* **The request**
Reproduce the listing below exactly, beginning with its first line and ending with the line that holds "string; ip: string;"; pictures are not part of the copy.

* **Dataset section**
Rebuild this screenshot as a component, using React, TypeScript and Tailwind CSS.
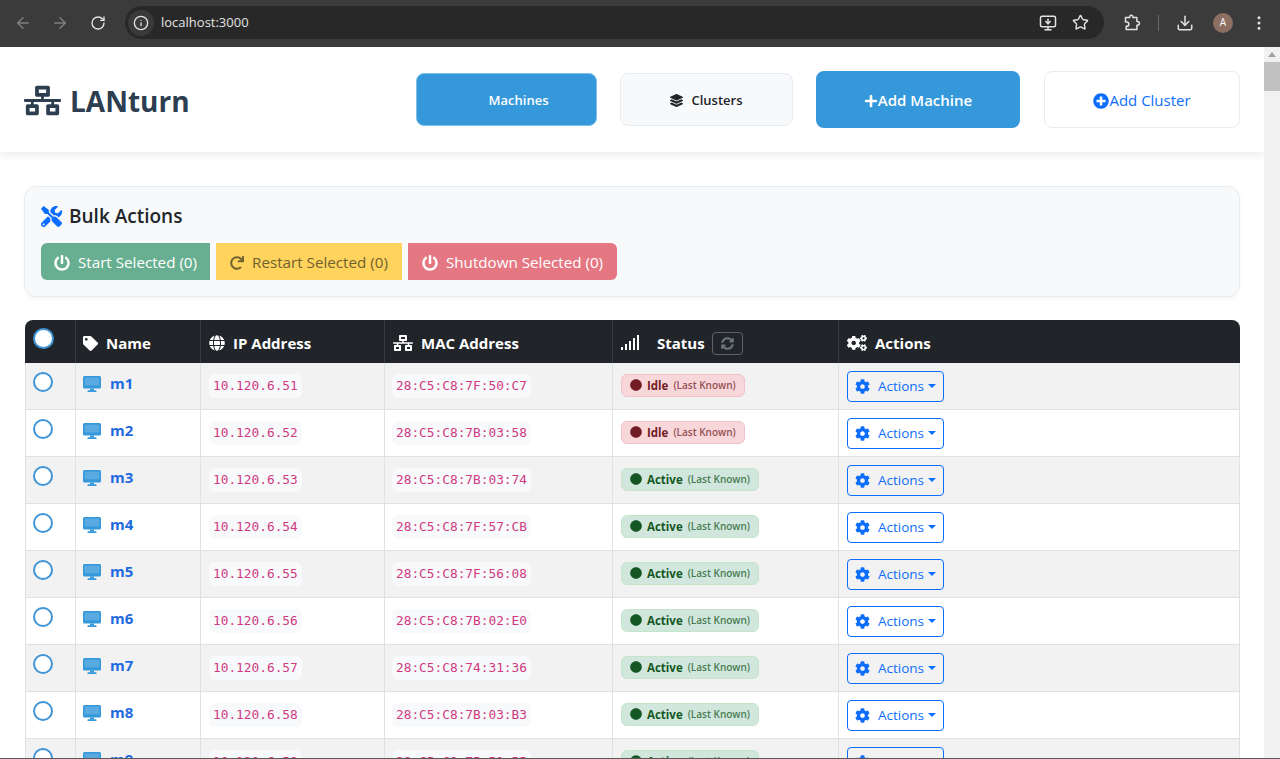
import { ArrowLeft, ArrowRight, RotateCw, Info, Star, Download, MoreVertical, MonitorDown } from "lucide-react";
import { FaNetworkWired, FaLayerGroup, FaPlus, FaPlusCircle, FaTools, FaPowerOff, FaRedo, FaTag, FaGlobe, FaSyncAlt, FaCogs, FaCog, FaCircle } from "react-icons/fa";

type Machine = { name: string; ip: string; mac: string; status: "Idle" | "Active" };

const machines: Machine[] = [
  { name: "m1", ip: "10.120.6.51", mac: "28:C5:C8:7F:50:C7", status: "Idle" },
  { name: "m2", ip: "10.120.6.52", mac: "28:C5:C8:7B:03:58", status: "Idle" },
  { name: "m3", ip: "10.120.6.53", mac: "28:C5:C8:7B:03:74", status: "Active" },
  { name: "m4", ip: "10.120.6.54", mac: "28:C5:C8:7F:57:CB", status: "Active" },
  { name: "m5", ip: "10.120.6.55", mac: "28:C5:C8:7F:56:08", status: "Active" },
  { name: "m6", ip: "10.120.6.56", mac: "28:C5:C8:7B:02:E0", status: "Active" },
  { name: "m7", ip: "10.120.6.57", mac: "28:C5:C8:74:31:36", status: "Active" },
  { name: "m8", ip: "10.120.6.58", mac: "28:C5:C8:7B:03:B3", status: "Active" },
  { name: "m9", ip: "10.120.6.59", mac: "28:C5:C8:75:51:55", status: "Active" },
];

function ExtensionIcon() {
  return (
    <svg width="18" height="18" viewBox="0 0 18 18" fill="none" stroke="currentColor" strokeWidth="1.5" strokeLinejoin="round">
      <path d="M2.5 3.5h4.2v-.6a1.6 1.6 0 0 1 3.2 0v.6h4v3.9h.6a1.9 1.9 0 0 1 0 3.8h-.6v4.3H3.2v-3.2h.5a2.1 2.1 0 0 0 0-4.2h-1.2z" />
    </svg>
  );
}

function ScreenIcon() {
  return (
    <svg width="18" height="16" viewBox="0 0 18 16" className="text-[#3498db]" fill="currentColor">
      <path d="M1.5 0h15A1.5 1.5 0 0 1 18 1.5v9.5a1.5 1.5 0 0 1-1.5 1.5h-15A1.5 1.5 0 0 1 0 11V1.5A1.5 1.5 0 0 1 1.5 0z" />
      <rect x="7" y="12.5" width="4" height="2" />
      <rect x="4.5" y="14.3" width="9" height="1.7" rx="0.6" />
      <rect x="1.6" y="1.6" width="14.8" height="7.8" fill="#ffffff" fillOpacity="0.18" />
    </svg>
  );
}

function ChromeBar() {
  return (
    <div className="h-[47px] shrink-0 flex items-center pb-[2px] bg-[#3b3b3b] text-[#e3e3e3]">
      <div className="w-[125px] shrink-0 flex items-center pl-[14px] gap-[19px]">
        <ArrowLeft size={18} className="text-[#7f7f7f]" />
        <ArrowRight size={18} className="text-[#7f7f7f]" />
        <RotateCw size={16} className="ml-[2px]" />
      </div>
      <div className="w-[979px] h-[33px] rounded-full bg-[#282828] flex items-center">
        <span className="ml-[3px] w-[26px] h-[26px] rounded-full bg-[#3a3a3a] flex items-center justify-center">
          <Info size={16} />
        </span>
        <span className="ml-[7px] text-[13px]">localhost:3000</span>
        <MonitorDown size={18} className="ml-auto" />
        <Star size={17} className="ml-[15px] mr-[15px]" />
      </div>
      <span className="ml-[19px]"><ExtensionIcon /></span>
      <span className="ml-[17px] w-px h-[16px] bg-[#6a6a6a]" />
      <Download size={18} className="ml-[17px]" />
      <span className="ml-[19px] w-5 h-5 rounded-full bg-[#8d6e63] text-white text-[10px] flex items-center justify-center">A</span>
      <MoreVertical size={18} className="ml-[17px]" />
    </div>
  );
}

function Header() {
  return (
    <header className="relative h-[105px] shrink-0 bg-white shadow-[0_2px_10px_rgba(0,0,0,0.1)] flex items-center justify-between px-6">
      <div className="flex items-center gap-[9px] pt-[2px] text-[#2c3e50]">
        <FaNetworkWired size={37} />
        <h1 className="text-[28px] font-bold">LANturn</h1>
      </div>
      <div className="flex items-center">
        <button className="w-[181px] h-[53px] pl-[24px] pt-[2px] rounded-lg bg-[#3498db] text-white text-[13px] font-semibold border border-[#7cc0ec]">Machines</button>
        <button className="ml-[23px] w-[173px] h-[53px] pt-[2px] rounded-lg bg-[#f8f9fa] text-[#212529] text-[13px] font-semibold border border-[#e9ecef] flex items-center justify-center gap-[8px]">
          <FaLayerGroup size={13} />Clusters
        </button>
        <button className="ml-[23px] w-[204px] h-[57px] pt-[2px] rounded-lg bg-[#3498db] text-white text-[15px] font-semibold flex items-center justify-center">
          <FaPlus size={14} />Add Machine
        </button>
        <button className="ml-[24px] w-[196px] h-[57px] pt-[2px] rounded-lg bg-white text-[#0d6efd] text-[15px] border border-[#e9ecef] flex items-center justify-center">
          <FaPlusCircle size={16} />Add Cluster
        </button>
      </div>
    </header>
  );
}

function BulkActions() {
  return (
    <section className="h-[111px] rounded-xl bg-[#f8f9fa] border border-[#e9ecef] shadow-[0_2px_4px_rgba(0,0,0,0.04)] pt-[15px] px-4">
      <h2 className="flex items-center gap-[7px] h-[28px] text-[19px] font-semibold text-[#212529]">
        <FaTools size={21} className="text-[#0d6efd]" />Bulk Actions
      </h2>
      <div className="flex gap-[6px] mt-[13px]">
        <button className="w-[169px] h-[37px] pt-[2px] rounded-l-md bg-[#67af90] text-white text-[15.2px] flex items-center justify-center gap-2">
          <FaPowerOff size={16} />Start Selected (0)
        </button>
        <button className="w-[186px] h-[37px] pt-[2px] bg-[#ffd35c] text-[#6f6132] text-[15.2px] flex items-center justify-center gap-2">
          <FaRedo size={14} />Restart Selected (0)
        </button>
        <button className="w-[209px] h-[37px] pt-[2px] rounded-r-md bg-[#e47782] text-white text-[15.2px] flex items-center justify-center gap-2">
          <FaPowerOff size={16} />Shutdown Selected (0)
        </button>
      </div>
    </section>
  );
}

function SignalBars() {
  return (
    <svg width="20" height="16" viewBox="0 0 20 16" fill="currentColor">
      <rect x="0" y="12" width="2" height="3" />
      <rect x="4" y="9" width="2" height="6" />
      <rect x="8" y="6" width="2" height="9" />
      <rect x="12" y="3" width="2" height="12" />
      <rect x="16" y="0" width="2" height="15" />
    </svg>
  );
}

function StatusBadge({ status }: { status: Machine["status"] }) {
  const idle = status === "Idle";
  return (
    <span className={`inline-flex items-center h-[23px] mb-[2px] rounded-md px-[8px] border text-[11.5px] font-bold ${idle ? "bg-[#f8d7da] border-[#f1c2c7] text-[#721c24]" : "bg-[#d1e7dd] border-[#c3e6cb] text-[#155724]"}`}>
      <FaCircle size={12} className="mr-[5px]" />
      {status}
      <span className="ml-[5px] text-[10px] font-semibold opacity-75">(Last Known)</span>
    </span>
  );
}

function Row({ m, i }: { m: Machine; i: number }) {
  const cell = "h-[47px] border-b border-r border-[#dee2e6] px-2 align-middle";
  return (
    <tr className={i % 2 === 0 ? "bg-[#f2f2f2]" : "bg-white"}>
      <td className={`${cell} border-l`}>
        <span className="block w-[20px] h-[20px] -mt-[9px] -ml-px rounded-full bg-white border-2 border-[#3f94d6]" />
      </td>
      <td className={cell}>
        <div className="flex items-center gap-[9px] -mt-[5px] -ml-px">
          <ScreenIcon />
          <span className="text-[15px] font-bold text-[#1f6ae0]">{m.name}</span>
        </div>
      </td>
      <td className={cell}>
        <code className="inline-block mb-[2px] rounded-md bg-[#f8f9fa] px-[4px] py-[3px] font-['DejaVu_Sans_Mono',monospace] text-[12.8px] leading-[18px] text-[#cf3a82]">{m.ip}</code>
      </td>
      <td className={cell}>
        <code className="inline-block mb-[2px] -ml-px rounded-md bg-[#f8f9fa] px-[4px] py-[3px] font-['DejaVu_Sans_Mono',monospace] text-[12.8px] leading-[18px] text-[#cf3a82]">{m.mac}</code>
      </td>
      <td className={cell}>
        <StatusBadge status={m.status} />
      </td>
      <td className={cell}>
        <button className="w-[97px] h-[31px] rounded-[4px] border border-[#0d6efd] text-[#0d6efd] text-[13.5px] flex items-center justify-center">
          <FaCog size={15} className="mr-[8px]" />Actions
          <span className="ml-[4px] border-x-[4px] border-x-transparent border-t-[4px] border-t-[#0d6efd]" />
        </button>
      </td>
    </tr>
  );
}

function MachineTable() {
  const head = "h-[43px] border-r border-[#373b3e] px-2 pt-[3px] text-left text-[15px] font-bold text-white";
  return (
    <table className="w-[1215px] ml-px mt-[23px] table-fixed border-separate border-spacing-0">
      <colgroup>
        <col className="w-[51px]" />
        <col className="w-[125px]" />
        <col className="w-[184px]" />
        <col className="w-[228px]" />
        <col className="w-[226px]" />
        <col />
      </colgroup>
      <thead>
        <tr className="bg-[#212529]">
          <th className={`${head} rounded-tl-lg`}>
            <span className="block w-[21px] h-[21px] -mt-[9px] rounded-full bg-white border-2 border-[#3f94d6]" />
          </th>
          <th className={head}>
            <div className="flex items-center gap-[8px] -ml-px"><FaTag size={15} />Name</div>
          </th>
          <th className={head}>
            <div className="flex items-center gap-[8px]"><FaGlobe size={16} />IP Address</div>
          </th>
          <th className={head}>
            <div className="flex items-center gap-[8px]"><FaNetworkWired size={20} />MAC Address</div>
          </th>
          <th className={head}>
            <div className="flex items-center">
              <SignalBars />
              <span className="ml-[16px]">Status</span>
              <span className="ml-[7px] w-[31px] h-[23px] rounded border border-[#5c636a] flex items-center justify-center text-[#6c757d]">
                <FaSyncAlt size={13} />
              </span>
            </div>
          </th>
          <th className={`${head} rounded-tr-lg border-r-0`}>
            <div className="flex items-center gap-[8px]"><FaCogs size={20} />Actions</div>
          </th>
        </tr>
      </thead>
      <tbody>
        {machines.map((m, i) => <Row key={m.name} m={m} i={i} />)}
      </tbody>
    </table>
  );
}

export default function App() {
  return (
    <div className="h-screen overflow-hidden flex flex-col font-['Open_Sans',sans-serif] bg-white">
      <ChromeBar />
      <div className="flex-1 min-h-0 flex">
        <div className="flex-1 min-w-0 flex flex-col overflow-hidden">
          <Header />
          <main className="px-6 pt-[34px]">
            <BulkActions />
            <MachineTable />
          </main>
        </div>
        <div className="w-4 shrink-0 bg-[#f1f1f1] flex flex-col items-center pt-[5px]">
          <span className="border-x-[4px] border-x-transparent border-b-[5px] border-b-[#a3a3a3]" />
          <span className="mt-[5px] w-full h-[29px] bg-[#c1c1c1]" />
        </div>
      </div>
      <div className="h-px shrink-0 bg-[#5a5a5a]" />
    </div>
  );
}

* **Answer in full**
Rebuild this screenshot as a component, using React, TypeScript and Tailwind CSS.
import { ArrowLeft, ArrowRight, RotateCw, Info, Star, Download, MoreVertical, MonitorDown } from "lucide-react";
import { FaNetworkWired, FaLayerGroup, FaPlus, FaPlusCircle, FaTools, FaPowerOff, FaRedo, FaTag, FaGlobe, FaSyncAlt, FaCogs, FaCog, FaCircle } from "react-icons/fa";

type Machine = { name: string; ip: string; mac: string; status: "Idle" | "Active" };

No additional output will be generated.